== Data shown ==

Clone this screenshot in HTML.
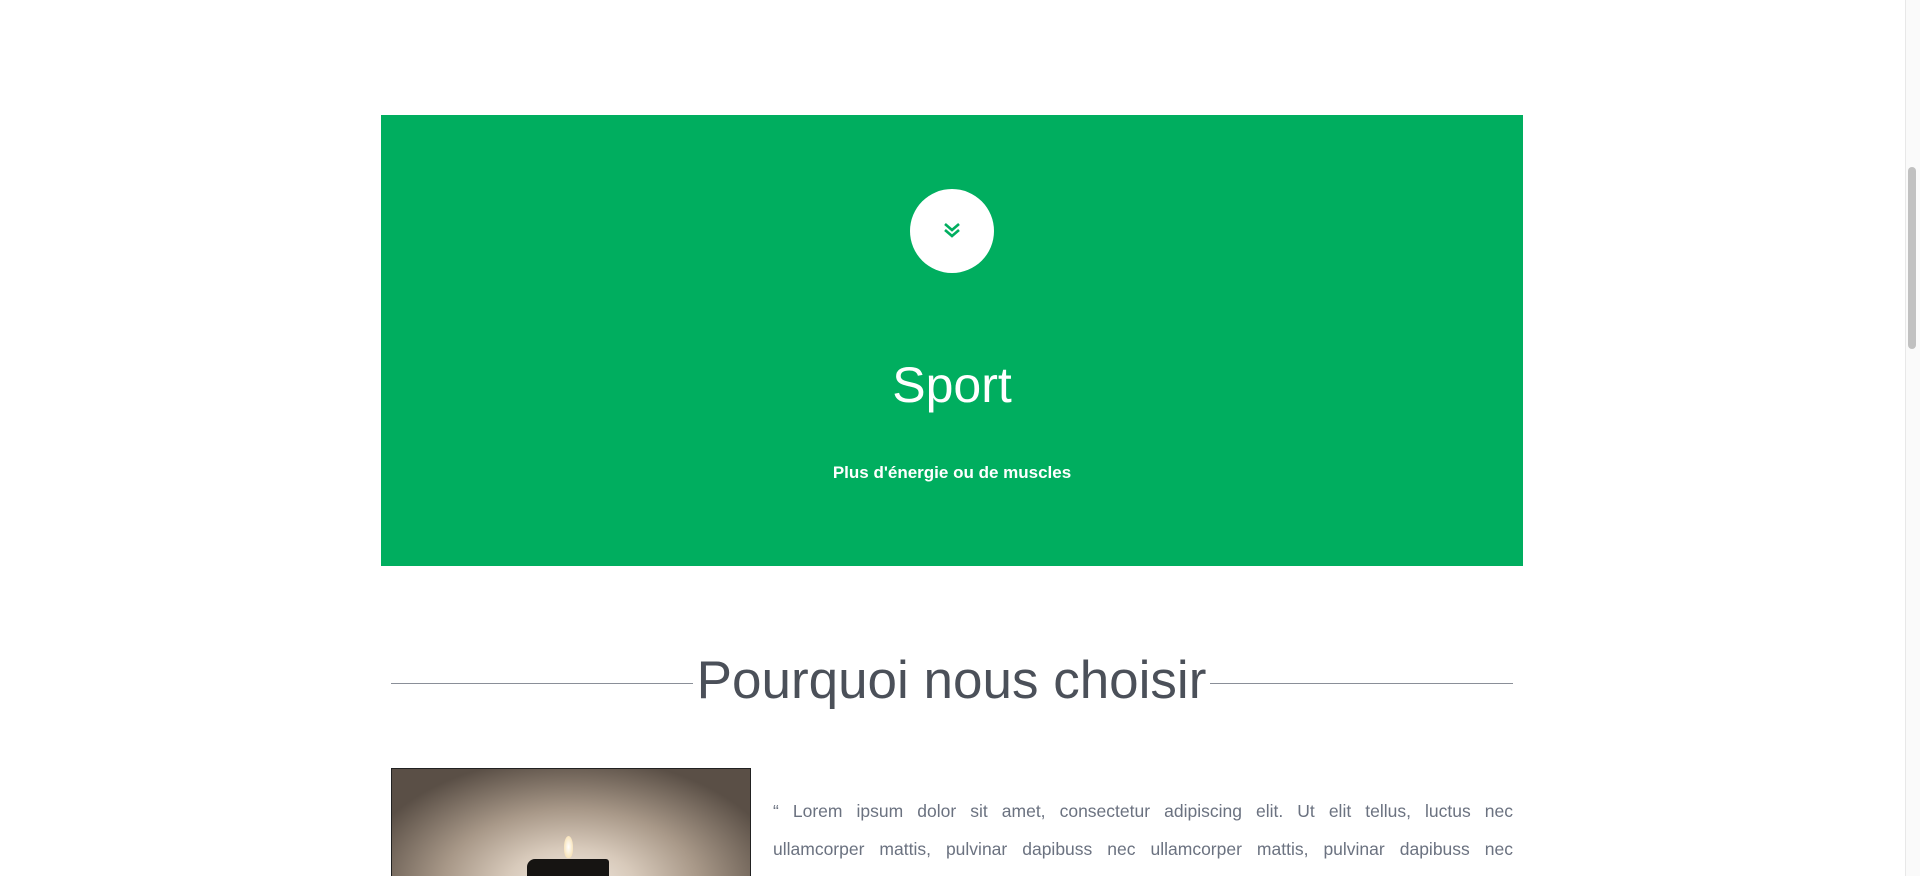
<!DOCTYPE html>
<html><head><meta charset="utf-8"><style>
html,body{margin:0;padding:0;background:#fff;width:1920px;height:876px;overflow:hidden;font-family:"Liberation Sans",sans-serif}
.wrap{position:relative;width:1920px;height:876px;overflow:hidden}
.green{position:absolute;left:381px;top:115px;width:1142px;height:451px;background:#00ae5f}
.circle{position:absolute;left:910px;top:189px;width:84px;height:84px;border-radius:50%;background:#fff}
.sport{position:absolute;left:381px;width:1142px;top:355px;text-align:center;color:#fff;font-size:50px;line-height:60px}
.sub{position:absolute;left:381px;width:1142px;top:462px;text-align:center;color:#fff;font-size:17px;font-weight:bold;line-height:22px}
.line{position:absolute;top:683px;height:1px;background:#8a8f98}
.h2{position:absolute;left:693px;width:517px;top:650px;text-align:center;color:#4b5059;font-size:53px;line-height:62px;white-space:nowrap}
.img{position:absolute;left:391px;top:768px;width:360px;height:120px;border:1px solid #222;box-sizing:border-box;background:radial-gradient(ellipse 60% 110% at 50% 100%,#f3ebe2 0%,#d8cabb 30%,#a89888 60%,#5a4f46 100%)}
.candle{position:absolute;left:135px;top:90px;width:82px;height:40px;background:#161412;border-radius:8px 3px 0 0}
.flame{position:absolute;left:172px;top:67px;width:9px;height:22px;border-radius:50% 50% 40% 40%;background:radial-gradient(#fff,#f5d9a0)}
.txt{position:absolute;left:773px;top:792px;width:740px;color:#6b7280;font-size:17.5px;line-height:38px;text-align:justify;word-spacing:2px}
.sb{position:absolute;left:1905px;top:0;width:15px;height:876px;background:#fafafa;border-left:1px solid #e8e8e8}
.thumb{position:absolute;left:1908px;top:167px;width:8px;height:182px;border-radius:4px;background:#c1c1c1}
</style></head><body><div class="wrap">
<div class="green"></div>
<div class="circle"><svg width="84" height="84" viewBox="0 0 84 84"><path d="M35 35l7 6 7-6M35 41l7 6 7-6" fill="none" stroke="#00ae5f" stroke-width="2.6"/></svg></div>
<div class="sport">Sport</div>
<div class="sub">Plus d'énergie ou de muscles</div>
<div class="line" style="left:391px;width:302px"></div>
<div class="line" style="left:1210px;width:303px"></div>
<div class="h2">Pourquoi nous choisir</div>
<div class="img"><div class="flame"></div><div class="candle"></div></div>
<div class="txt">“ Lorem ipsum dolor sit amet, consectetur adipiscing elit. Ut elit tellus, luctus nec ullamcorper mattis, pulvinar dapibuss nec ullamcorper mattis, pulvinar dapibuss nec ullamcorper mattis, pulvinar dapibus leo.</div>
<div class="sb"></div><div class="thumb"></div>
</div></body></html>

===

## What the task requires
Repeat the listing verbatim. Skip the pictures.

## Output for this task
Clone this screenshot in HTML.
<!DOCTYPE html>
<html><head><meta charset="utf-8"><style>
html,body{margin:0;padding:0;background:#fff;width:1920px;height:876px;overflow:hidden;font-family:"Liberation Sans",sans-serif}
.wrap{position:relative;width:1920px;height:876px;overflow:hidden}
.green{position:absolute;left:381px;top:115px;width:1142px;height:451px;background:#00ae5f}
.circle{position:absolute;left:910px;top:189px;width:84px;height:84px;border-radius:50%;background:#fff}
.sport{position:absolute;left:381px;width:1142px;top:355px;text-align:center;color:#fff;font-size:50px;line-height:60px}
.sub{position:absolute;left:381px;width:1142px;top:462px;text-align:center;color:#fff;font-size:17px;font-weight:bold;line-height:22px}
.line{position:absolute;top:683px;height:1px;background:#8a8f98}
.h2{position:absolute;left:693px;width:517px;top:650px;text-align:center;color:#4b5059;font-size:53px;line-height:62px;white-space:nowrap}
.img{position:absolute;left:391px;top:768px;width:360px;height:120px;border:1px solid #222;box-sizing:border-box;background:radial-gradient(ellipse 60% 110% at 50% 100%,#f3ebe2 0%,#d8cabb 30%,#a89888 60%,#5a4f46 100%)}
.candle{position:absolute;left:135px;top:90px;width:82px;height:40px;background:#161412;border-radius:8px 3px 0 0}
.flame{position:absolute;left:172px;top:67px;width:9px;height:22px;border-radius:50% 50% 40% 40%;background:radial-gradient(#fff,#f5d9a0)}
.txt{position:absolute;left:773px;top:792px;width:740px;color:#6b7280;font-size:17.5px;line-height:38px;text-align:justify;word-spacing:2px}
.sb{position:absolute;left:1905px;top:0;width:15px;height:876px;background:#fafafa;border-left:1px solid #e8e8e8}
.thumb{position:absolute;left:1908px;top:167px;width:8px;height:182px;border-radius:4px;background:#c1c1c1}
</style></head><body><div class="wrap">
<div class="green"></div>
<div class="circle"><svg width="84" height="84" viewBox="0 0 84 84"><path d="M35 35l7 6 7-6M35 41l7 6 7-6" fill="none" stroke="#00ae5f" stroke-width="2.6"/></svg></div>
<div class="sport">Sport</div>
<div class="sub">Plus d'énergie ou de muscles</div>
<div class="line" style="left:391px;width:302px"></div>
<div class="line" style="left:1210px;width:303px"></div>
<div class="h2">Pourquoi nous choisir</div>
<div class="img"><div class="flame"></div><div class="candle"></div></div>
<div class="txt">“ Lorem ipsum dolor sit amet, consectetur adipiscing elit. Ut elit tellus, luctus nec ullamcorper mattis, pulvinar dapibuss nec ullamcorper mattis, pulvinar dapibuss nec ullamcorper mattis, pulvinar dapibus leo.</div>
<div class="sb"></div><div class="thumb"></div>
</div></body></html>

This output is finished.